Le Guinéen continuera à vivre dans l’obscurité après la chute du régime du parti des Geôles et l’avènement de la deuxième République. Plus de 10 ans après le coup d’Etat du 03 Avril 1984, le Président Conté lance son projet de barrage, de dimension plus modeste. Sur le site de Garafiri qui serait, dit-on, une portion du grand Konkouré. En Janvier 1994 on annonce sous tous les toits le bouclage des intentions de financement. Le coût est estimé à 250 millions de dollars américains. Le premier coup de pioche pour la construction de la route d’accès au site est donné le 19 Décembre 1994 par le président de la République. Mais voilà qu’aujourd’hui encore, tout ce qui semblait acquis pour Garafiri continue à poser problème. La banque Mondiale ne serait plus enthousiaste, comme auparavant, pour la libération de sa part de financement. Tous les autres bailleurs de fonds seraient devenus subitement méfiants. Il paraît que seuls la France et le Canada seraient désormais favorables au projet avec des « mais » et des « c’est-à-dire ». Du coup Garafiri est devenu un défi et le président décide de mettre à contribution l’effort national pour construire le barrage.

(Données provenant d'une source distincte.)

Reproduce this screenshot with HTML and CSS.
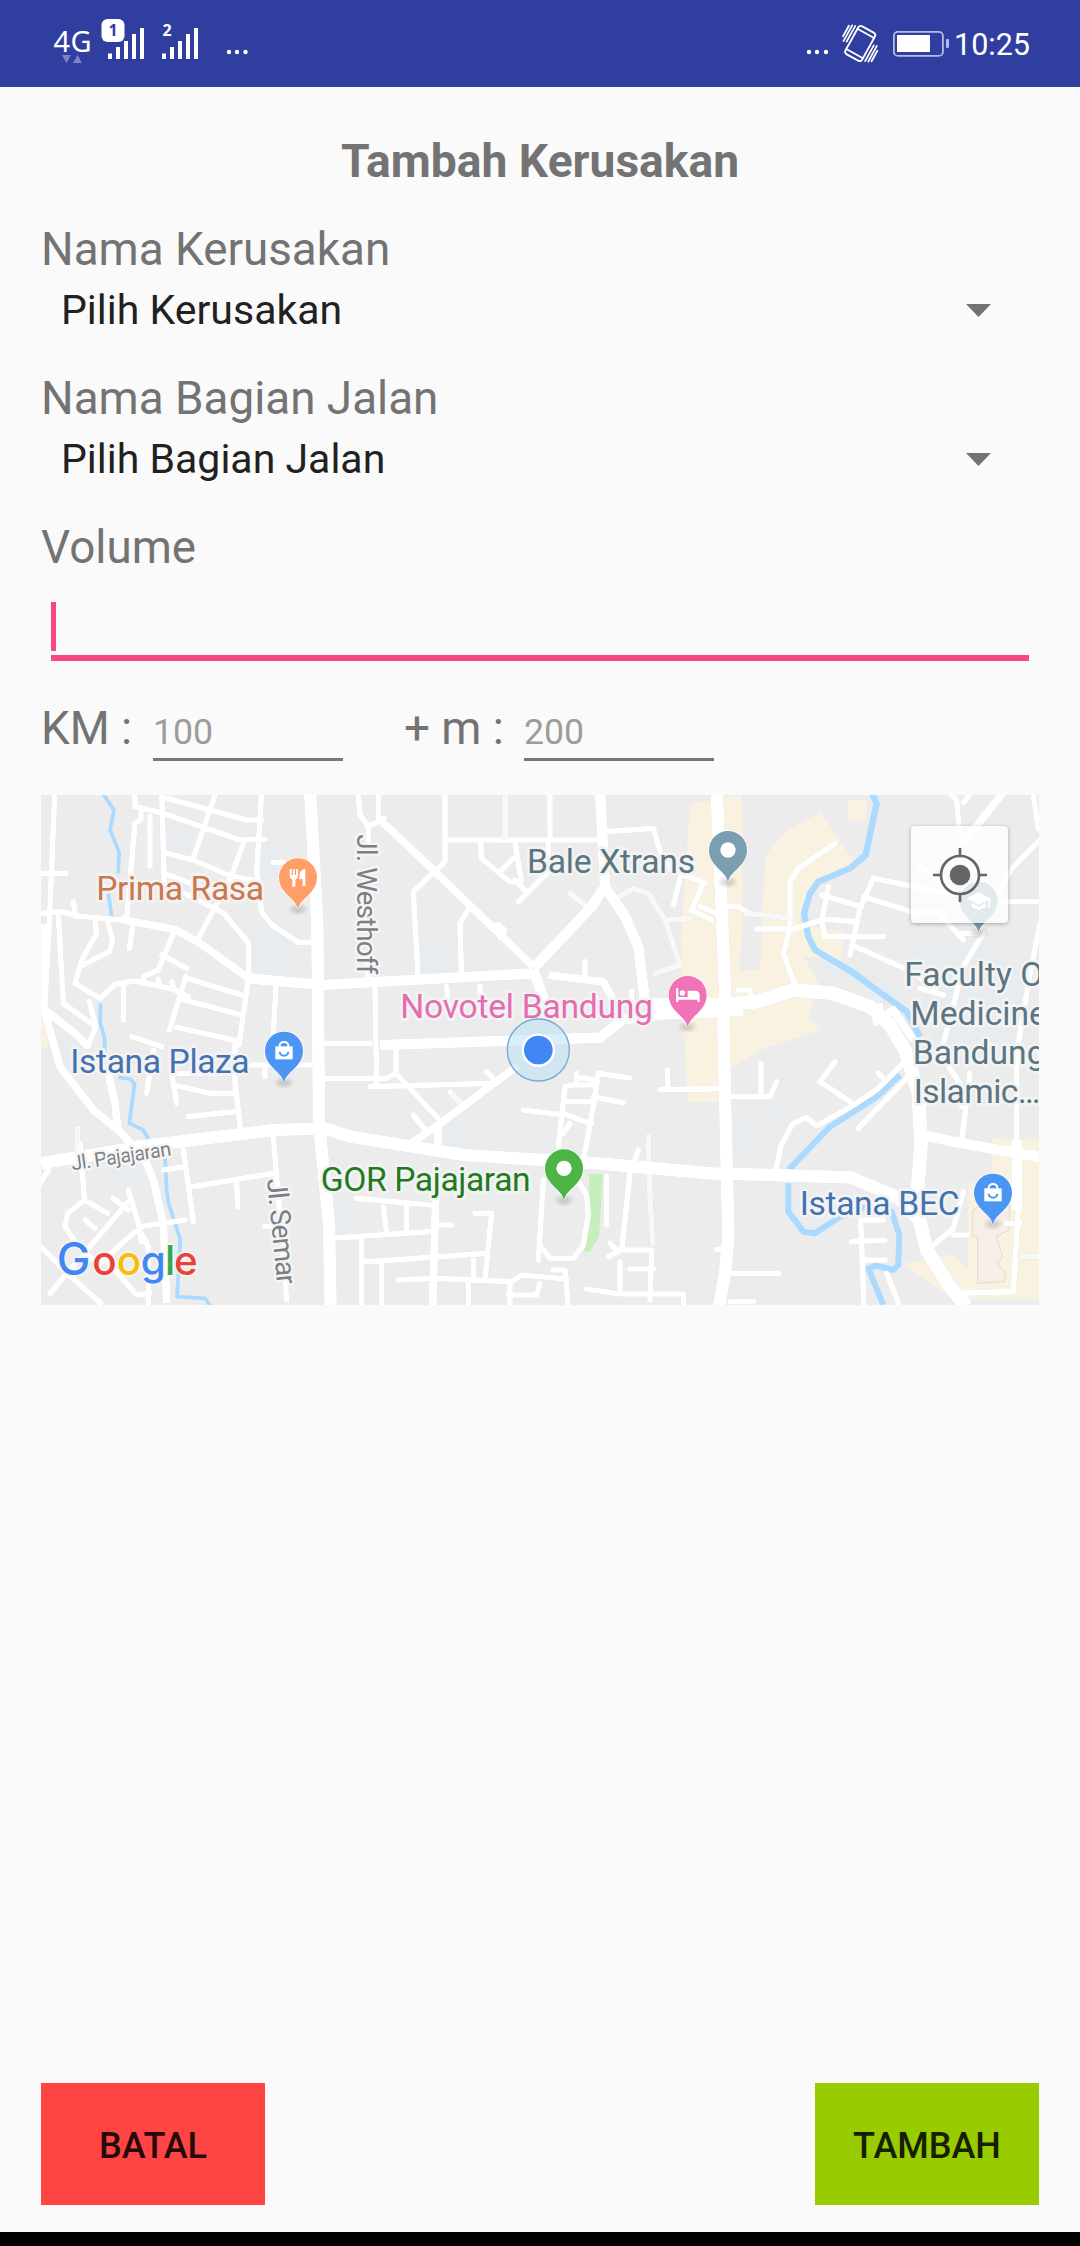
FILE: index.html
```html
<!DOCTYPE html>
<html lang="id">
<head>
<meta charset="utf-8">
<title>Tambah Kerusakan</title>
<link rel="stylesheet" href="styles.css">
</head>
<body>
<div class="screen">
  <header class="status">
    <svg class="status-left" viewBox="0 0 260 87" width="260" height="87">
      <text class="net" x="53.500" y="51.500" textLength="38">4G</text>
      <path class="traffic" d="M62 55h9l-4.500 8zM73 63h9l-4.500-8z"/>
      <path class="bar" d="M108 53.500h4v5.500h-4zM116 47h4v12h-4zM124 41h4v18h-4zM132 34h4v25h-4zM140 28h4v31h-4z"/>
      <rect class="bar" x="101.500" y="19" width="23" height="23" rx="6"/>
      <text class="sim sim-on" x="113" y="36" text-anchor="middle">1</text>
      <path class="bar" d="M162 53.500h4v5.500h-4zM170 47h4v12h-4zM178 41h4v18h-4zM186 34h4v25h-4zM194 28h4v31h-4z"/>
      <text class="sim" x="167" y="36" text-anchor="middle">2</text>
      <g class="bar"><circle cx="229" cy="52" r="2.200"/><circle cx="237" cy="52" r="2.200"/><circle cx="245.500" cy="52" r="2.200"/></g>
    </svg>
    <div class="status-right">
      <svg viewBox="800 0 152 87" width="152" height="87">
        <g class="bar"><circle cx="809" cy="52" r="2.200"/><circle cx="817" cy="52" r="2.200"/><circle cx="826" cy="52" r="2.200"/></g>
        <g class="vibrate" transform="translate(860.200 43.500) rotate(29)">
          <rect x="-9.500" y="-16" width="19" height="32" rx="3"/>
          <path d="M-9.500-11.500h19M-9.500 11.500h19M-12.800-13v18M-15.800-12v18M-18.500-10v12M12.800-5v18M15.800-6v18M18.500-2v12"/>
        </g>
        <rect class="cell" x="893.900" y="31.900" width="49" height="24" rx="4"/>
        <rect class="bar" x="897" y="35" width="33" height="17"/>
        <rect class="nub" x="946" y="39" width="3" height="9" rx="1"/>
      </svg>
      <span class="clock">10:25</span>
    </div>
  </header>

  <main class="form">
    <h1 class="title">Tambah Kerusakan</h1>
    <section class="field">
      <div class="label">Nama Kerusakan</div>
      <div class="spinner"><span>Pilih Kerusakan</span><svg width="25" height="13" viewBox="0 0 25 13"><path d="M0 0h25L12.500 13z"/></svg></div>
    </section>
    <section class="field">
      <div class="label">Nama Bagian Jalan</div>
      <div class="spinner"><span>Pilih Bagian Jalan</span><svg width="25" height="13" viewBox="0 0 25 13"><path d="M0 0h25L12.500 13z"/></svg></div>
    </section>
    <section class="volume">
      <div class="label">Volume</div>
      <div class="volume-input"><i class="caret"></i></div>
    </section>
    <section class="station">
      <span class="label km">KM :</span><span class="small-input">100</span>
      <span class="label meter">+ m :</span><span class="small-input">200</span>
    </section>

    <section class="map">
      <svg class="map-art" viewBox="3 15 2994 1530" width="998" height="510">
        <defs><path id="pin" d="M0 96C-7 61-57 49-57 0A57 57 0 1 1 57 0C57 49 7 61 0 96z"/>
        <radialGradient id="shade"><stop offset="0" stop-color="#000" stop-opacity=".2"/><stop offset="1" stop-color="#000" stop-opacity="0"/></radialGradient></defs>
        <!-- land use -->
        <g class="campus">
          <path d="M380 90l96 24-30 90-66-20zM665 150h35l20 110-60 10zM650 390l50 10 60 60v110l-130-10V460zM20 690l100 60-20 100H50zM870 1250h80v90h-80zM190 1130l110 20 10 50-110 0z"/>
          <path d="M1138 460h110v100h-110zM1205 1005l80-20v90h-80zM2350 490l180 80 80 80-120-60-140-30zM2600 460l180-30 180 130v240H2700z"/>
          <path d="M2125 520l60-30v-75h-50zM2170 940h50v60h-50zM2080 1010h70v60h-70z"/>
        </g>
        <g class="shops">
          <path d="M1950 42l155-27 2 400-10 130 60-10 20-340 60-70 105-60 60 90 40 60-110 60-60 130 140 20-10 80-110-5 50 90-40 90 40 40-180 60-90 55v100h-130l-20-480z"/>
          <path d="M2425 30h55v62h-58zM3 680h20v95H3z"/>
          <path d="M2855 1047h142v480H2790l-80-20-120-85 150-30 45 45V1180h70z"/>
          <path class="mall" d="M2798 1260l110-60v120l-40 20 20 60-15 20 25 30-5 25-80 5v-140h-15z"/>
        </g>
        <path class="gap" d="M2112 400h55l-5 110-10 30h-40z"/>
        <path class="park" d="M1647 1152h42l-12 190-28 43h-17l15-200z"/>

        <!-- water -->
        <g class="stream">
          <path d="M188 10l34 50-12 60 28 68-4 62M205 310l10 70M182 640l-2 55 14 50v40M235 862l35 5 14 15-16 118 42 20 25 45M375 1100l5 100 6 40 35 110-10 170 85 5 25 40"/>
        </g>
        <g class="river">
          <path class="w22" d="M2493 5l17 35-15 70-18 85-47 40-95 40-25 35-18 60 13 70 20 40 110 65 75 55 90 65 40 75"/>
          <path class="w14" d="M2580 855l-75 70-135 85-125 130"/>
          <path class="w14" d="M2245 1180v85l45 60 35 5 75-50 80-30 75 15 23 70-3 90-15 15-50-13-25 8 45 110"/>
        </g>

        <g class="network">
        <!-- minor roads -->
        <g class="lane">
          <path d="M44 15L28 400 15 640M3 250h75M3 370l60-5 50 13 130 12 17-10 25-280 18-12V55M285 0v50M290 50l80 20 230 80 75-2M330 80v148M365 0l7 250 80 30 70 25M380 25l240 65h45M525 15L460 205M380 190l80 20 105 45 90 20M665 0l-15 245 15 120 30 40 80 52h32M612 155l-40 110-100 185M700 217h30M372 260l0 20 180 90 74 90v100M100 335l8 45M280 395l-12 80M400 430l-45 110-45 20v20M365 495l75 40M55 375l15 265 90 65M165 390l5 40-45 80-20 70 75 45 45-42 60-10 115 25 45 22M203 395l15 55-10 35-78 40M148 635l20 75-25 60M250 590v100M355 568l5 20M395 575l5 15M438 560l-50 160M440 565l165 50M425 628l170 45M410 712l180 40M275 740l90 30M625 565l-28 200M708 590l-10 170"/>
          <path d="M1015 15v70M955 15l5 60 22 30h15l35-20M985 105v75M983 510v60M1005 590l5 300M1215 0v215l-95 90 15 270M1215 150h470M1395 15v130M1530 0v150M1322 150l2 55 85 70h35l-20-125M1380 245l40-40M1424 270l35 35M1525 150v95l-90 90M1290 350l-30 50 5 170M1352 412l22-8 20 16-12 24M1700 125l140-10 25 85 30 40 100 40M1920 265l-20 80M1985 290l-30 70 60 30M1635 515v50M1220 590l5 70M1320 590v50M1775 605v50M990 890l370-10"/>
          <path d="M2045 350h50l30 18M2150 417h110l95-30 90 8M2385 160l-110 75-25 40v140l-20 75 35 95M2365 290l-20 105 10 45h175M2345 315l120 35M2500 265l-40 90-30 140M2500 265l220 45M2470 320l160 50 70-8M2435 465l180 80 70 50M2030 370l-50-20M2095 600h35l5 35M2725 5l25 25 8 95 32 25M2770 38l25-30M3000 150l-80 80-60 100M2880 335h120M2980 15l15 100M3000 400l-30 150-35 210M2690 360l80 90M2830 430l-60 100-60 230M2755 430h55M2640 230l80 60M2640 595l70 20"/>
          <path d="M340 780l-20 130M395 850l15 90M395 850h190M400 885l110 25h75M585 765v110l18 155M445 980l140-15M675 830v30M600 825h220M850 865h140M850 760h140M430 1080l30 215M370 1140l65-10M460 1190l240-40M590 1175l3 75M700 1040l40 490M675 1310h30M120 1060l13 165M25 1140l-30 50M133 1230l70 40M133 1230l-50 40-8 40 30 45 60 60M30 1510l235-275M265 1200l30 100 10 55M220 1225l45 35M135 1290l30 25M300 1310l135-20M285 1325l-105 95M305 1330l20 40v170M3 1370l90 90 90 80M190 1400l100 115 40-5"/>
          <path d="M1068 770v80l140 150M990 865l45 2 30-15M1120 975l40 50M1230 905l35 40M1340 845l30 30M1450 960l120 15M1555 1070l20-180 20-5h75M1610 850v30M1575 935h75M1675 850l-15 100-30 160M1675 850l95 14M1660 920l90 18M1610 862l60 8M1570 970l65 25 20 5M1590 1000l-20 30M1860 898h150M1883 840v50M1795 1080l-20 60M1700 1160v145M1510 1170l-15 240M1500 1365l30 40h70l30-40 15-90-5-60-30-50M950 1225l220 20M1030 1250l10 80M1100 1250v80M870 1345l300-20M1190 1305h45M1305 1270h50l-20 195M990 1415l350-25M1300 1395v75M1075 1470l110-5 230 10 30-20 135 12M1540 1440h35l10 110M1410 1475v70M1500 1480l-10 35h-85M1025 1420v130M1285 1480v70M965 1345v200M990 1415h-20M1770 1150l-25 230h90l-5 150M1710 1360l25 25-30 15M1740 1415v90M1770 1437h70M1640 1497l100 15h190v40"/>
          <path d="M2070 920h120l20-45M2163 820v100M2385 815l-45 60 90 60M2515 850l12 12M2590 820l-75 75-90 60-95 52-32-25-40 20-35 65-15 70M2455 1015l145-150M1960 895h90M2765 950l-5-70-40-60M2790 850l-25 200M2930 770v280M2770 1205l-30 110-70 60M2740 1335h40M2435 1355l100-5M2530 1290h-68l10 260M2480 1410h55M2540 1450l40 100M2030 1378h30M2080 1450h135M2070 1535h70M2740 1510l180-5 15-250M2900 1300h40"/>
        </g>
        <g class="lane faint">
          <path d="M1393 15v130M1730 325l50-30 45 15 50 80 45 135-75 25M1885 390l65-5M1590 310l50 40M2120 370l140 15M1826 1040v100l12 220M113 1015v60M1240 915l35 35M2945 1400h60"/>
        </g>

        <!-- arterial roads -->
        <g class="road">
          <path class="w24" d="M15 400L10 650 60 830 160 960 240 1025 290 1080M205 850l20 90 10 90M15 660l90 70 40 40M290 1050l50 120 30 130 10 240M243 388l160 30 75 40 145 105"/>
          <path class="w24" d="M1015 85l165 155 300 290M1090 1075l105-70 240-180M1195 1000l-2 80M1190 1120l-12 430M1525 555l165 20 35 65"/>
          <path class="w30" d="M1680 0l15 290-40 60-175 185M1695 290l60 90 40 90 20 165M1480 540l40 110M625 565l220 20 635-35M1020 765l660-22 70-55 120-15 240-10"/>
          <path class="w34" d="M2030 0l25 600-5 100 15 640-10 110-20 110"/>
          <path class="w34" d="M810 0l22 400 5 600 30 300 5 260"/>
          <path class="w34" d="M3 1120l330-55 370-45 150-5 80 25 340 55 400 25 340 30 420 12 140 60 75 80"/>
          <path class="w40" d="M1830 645h200l120-10 110-35 120 10 110 40 60 55 45 75 40 130 8 150-14 190 31 130 70 110 50 60"/>
          <path class="w30" d="M2650 1035l90 20 260 47M2930 1050v210"/>
          <path class="w24" d="M2895 0l-130 165M2470 655l60-5M2500 700l60-40 60 90"/>
        </g>
        </g>
        <path class="island" d="M1693 322l8 12h-16z"/>

        <!-- pins -->
        <g><ellipse cx="774" cy="358" rx="32" ry="20" fill="url(#shade)"/><ellipse cx="2064" cy="276" rx="32" ry="20" fill="url(#shade)"/><ellipse cx="732" cy="877" rx="32" ry="20" fill="url(#shade)"/><ellipse cx="1943" cy="711" rx="32" ry="20" fill="url(#shade)"/><ellipse cx="1572" cy="1231" rx="32" ry="20" fill="url(#shade)"/><ellipse cx="2859" cy="1302" rx="32" ry="20" fill="url(#shade)"/><ellipse cx="2816" cy="428" rx="32" ry="20" fill="url(#shade)"/></g>
        <g class="pin food" transform="translate(774 262)"><use href="#pin"/><path class="glyph" d="M-25-25h6v18h4v-18h5v18h4v-18h6v22q0 8-8 10v21h-9v-21q-8-2-8-10zM22-25v51h-8V6H4v-15q2-14 18-16z"/></g>
        <g class="pin slate" transform="translate(2064 180)"><use href="#pin"/><circle class="glyph" r="23"/></g>
        <g class="pin shop" transform="translate(732 782)"><use href="#pin"/><path class="glyph" d="M-26-13h52v39h-52z"/><path class="handle" d="M-13-12v-3a13 11 0 0 1 26 0v3"/><path class="smile" d="M-13 3a13 12 0 0 0 26 0"/></g>
        <g class="pin hotel" transform="translate(1943 615)"><use href="#pin"/><path class="glyph" d="M-35-20h7v26h28v-19h22q14 0 14 14v20h-7V14h-57v7h-7z"/><circle class="glyph" cx="-16" cy="-6" r="8"/></g>
        <g class="pin sport" transform="translate(1572 1135)"><use href="#pin"/><circle class="glyph" r="23"/></g>
        <g class="pin shop" transform="translate(2859 1208)"><use href="#pin"/><path class="glyph" d="M-26-13h52v39h-52z"/><path class="handle" d="M-13-12v-3a13 11 0 0 1 26 0v3"/><path class="smile" d="M-13 3a13 12 0 0 0 26 0"/></g>
        <g class="pin slate" transform="translate(2816 332)"><use href="#pin"/><path class="glyph" d="M0-25l35 18v28h-6V-2L0 13-35-7zM-21 7L0 18 21 7v12L0 29-21 19z"/></g>

        <!-- labels -->
        <g class="name">
          <text class="t-food" x="169" y="330" textLength="503">Prima Rasa</text>
          <text class="t-slate" x="1461" y="249" textLength="504">Bale Xtrans</text>
          <text class="t-hotel" x="1081" y="684" textLength="758">Novotel Bandung</text>
          <text class="t-shop" x="91" y="849" textLength="538">Istana Plaza</text>
          <text class="t-sport" x="842" y="1203" textLength="630">GOR Pajajaran</text>
          <text class="t-shop" x="2279" y="1275" textLength="480">Istana BEC</text>
          <text class="t-slate" x="2593" y="588">Faculty O</text>
          <text class="t-slate" x="2611" y="704">Medicine</text>
          <text class="t-slate" x="2618" y="821">Bandung</text>
          <text class="t-slate" x="2621" y="939" textLength="380">Islamic…</text>
        </g>
        <g class="street">
          <text class="st-big" transform="translate(951 133) rotate(90)" textLength="420">Jl. Westhoff</text>
          <text class="st-big" transform="translate(681 1168) rotate(84.500)" textLength="318">Jl. Semar</text>
          <text class="st-small" transform="translate(97 1141) rotate(-8.500)" textLength="302">Jl. Pajajaran</text>
        </g>
        <text class="google" y="1454"><tspan class="gb cap" x="50">G</tspan><tspan class="gr" x="157">o</tspan><tspan class="gy" x="230">o</tspan><tspan class="gb" x="302">g</tspan><tspan class="gg" x="375">l</tspan><tspan class="gr" x="402">e</tspan></text>

        <!-- current position -->
        <circle class="halo" cx="1495" cy="780" r="93"/>
        <circle class="dot-ring" cx="1495" cy="781" r="50"/>
        <circle class="dot" cx="1495" cy="780" r="43"/>
      </svg>
      <button class="locate" aria-label="Lokasi saya">
        <svg viewBox="-81 -81 162 162" width="54" height="54"><circle class="ring" r="57"/><circle r="31"/><path class="ring" d="M0-81v25M0 56v25M-81 0h25M56 0h25"/></svg>
      </button>
    </section>

    <div class="actions">
      <button class="btn cancel">BATAL</button>
      <button class="btn add">TAMBAH</button>
    </div>
  </main>
  <footer class="navbar"></footer>
</div>
</body>
</html>
```
FILE: styles.css
```css
* { box-sizing: border-box; }
body { margin: 0; background: #fafafa; font-family: Roboto, "Liberation Sans", sans-serif; color: #737373; }
.screen { width: 1080px; height: 2246px; display: flex; flex-direction: column; overflow: hidden; }

.status { height: 87px; flex: none; display: flex; justify-content: space-between; background: #303f9f; color: #fff; }
.status svg { display: block; }
.status-right { display: flex; width: 280px; }
.net { font: 29px "Noto Sans", sans-serif; fill: #fff; }
.sim { font: bold 16px "Noto Sans", sans-serif; fill: #fff; }
.sim-on { fill: #303f9f; }
.bar { fill: #fff; }
.traffic { fill: #7a85c6; }
.vibrate { fill: none; stroke: #fff; stroke-width: 1.8; stroke-linecap: round; }
.cell { fill: none; stroke: #b4bbe6; stroke-width: 1.8; }
.nub { fill: #b4bbe6; }
.clock { font-size: 30.5px; line-height: 90px; padding-left: 2px; white-space: nowrap; }

.form { flex: 1; display: flex; flex-direction: column; padding: 47px 41px 27px; }
.title { margin: 0 0 34px; font-size: 46.2px; line-height: 54px; font-weight: 700; text-align: center; }
.label { height: 54px; font-size: 45.8px; line-height: 56px; }
.field { height: 149px; flex: none; }
.spinner { display: flex; align-items: center; justify-content: space-between; height: 48px; margin-top: 10px; padding: 0 48px 0 20px; font-size: 41px; line-height: 48px; color: #212121; }
.spinner svg { fill: #737373; }
.volume { height: 181px; flex: none; }
.volume-input { height: 59px; margin: 28px 10px 0; border-bottom: 6px solid #f84781; }
.caret { display: block; width: 5px; height: 49px; background: #f84781; }
.station { display: flex; align-items: flex-start; height: 94px; flex: none; }
.km { width: 112px; }
.small-input { width: 190px; height: 60px; padding-top: 10px; font-size: 35.7px; line-height: 42px; color: #9c9c9c; border-bottom: 3px solid #777; }
.meter { width: 181px; padding-left: 61px; white-space: nowrap; }

.map { position: relative; height: 510px; flex: none; overflow: hidden; background: #ececec; }
.map-art { display: block; }
.campus { fill: #e8ecef; }
.shops { fill: #faf2e1; }
.mall { fill: #f5efe8; stroke: #e8d9c6; stroke-width: 3; }
.gap { fill: #ececec; }
.park { fill: #c6efbb; }
.stream, .river { fill: none; stroke: #aadaff; stroke-linejoin: round; }
.stream { stroke-width: 11; }
.network { filter: drop-shadow(0 0 2px rgba(0, 0, 0, .14)); }
.lane { fill: none; stroke: #fff; stroke-width: 17; stroke-linecap: round; stroke-linejoin: round; }
.faint { stroke: #f8f8f8; }
.road { fill: none; stroke: #fff; stroke-linejoin: round; }
.w14 { stroke-width: 18; }
.w22 { stroke-width: 19; }
.w24 { stroke-width: 24; }
.w30 { stroke-width: 32; }
.w34 { stroke-width: 38; }
.w40 { stroke-width: 42; }
.island { fill: #e4e4e4; }
.pin use { stroke: #fff; stroke-width: 5; stroke-opacity: .7; paint-order: stroke; }
.glyph { fill: #fff; }
.handle { fill: none; stroke: #fff; stroke-width: 6; }
.smile { fill: none; stroke: #4a95f5; stroke-width: 6; }
.food { fill: #ff9e67; }
.slate { fill: #7b9eb0; }
.shop { fill: #4b96f3; }
.hotel { fill: #f073b7; }
.sport { fill: #4db546; }
.name text { font-size: 101px; stroke: #f3f3f3; stroke-width: 16px; stroke-linejoin: round; paint-order: stroke; }
.t-food { fill: #ca7850; }
.t-slate { fill: #5b7582; }
.t-hotel { fill: #e56cb0; }
.t-shop { fill: #4272b0; }
.t-sport { fill: #217a20; }
.street text { fill: #7b8085; stroke: #f5f5f5; stroke-width: 14px; stroke-linejoin: round; paint-order: stroke; }
.st-big { font-size: 84px; }
.st-small { font-size: 60px; }
.google { font-family: Inter, sans-serif; font-size: 121px; font-weight: 500; stroke: #f5f5f5; stroke-width: 10px; paint-order: stroke; }
.cap { font-size: 135px; }
.gb { fill: #4285f4; }
.gr { fill: #ea4335; }
.gy { fill: #fbbc05; }
.gg { fill: #34a853; }
.halo { fill: #b8e0f5; fill-opacity: .5; stroke: #76a9d8; stroke-width: 4; }
.dot-ring { fill: #fff; }
.dot { fill: #4285f4; }
.locate { position: absolute; top: 31px; left: 870px; width: 97px; height: 97px; display: grid; place-items: center; padding: 0; border: 0; border-radius: 4px; background: rgba(255, 255, 255, .78); box-shadow: 0 1px 4px rgba(0, 0, 0, .3); }
.locate svg { fill: #666; }
.locate .ring { fill: none; stroke: #666; stroke-width: 8; }

.actions { display: flex; justify-content: space-between; margin-top: auto; }
.btn { width: 224px; height: 122px; padding: 3px 0 0; border: 0; font: 500 36px/42px Roboto, sans-serif; }
.cancel { background: #ff4444; color: #260a0a; }
.add { background: #99cc00; color: #171f00; }
.navbar { height: 14px; flex: none; background: #000; }
```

Pendant ce temps, la Sogel, la société qui gère notre obscurité nationale, galère dur pour fournir aux Guinéens un courant qu’ils ne payent jamais. Tenez ! Les clients doivent à Enelgui et à la Sogel réunies une broutille de plus de 61 milliards de francs guinéens au titre de redevances d’électricité. Dans ce montant, l’Etat doit à lui seul un peu plus de 19 petits milliards, et les divers clients quelque 42 milliards seulement.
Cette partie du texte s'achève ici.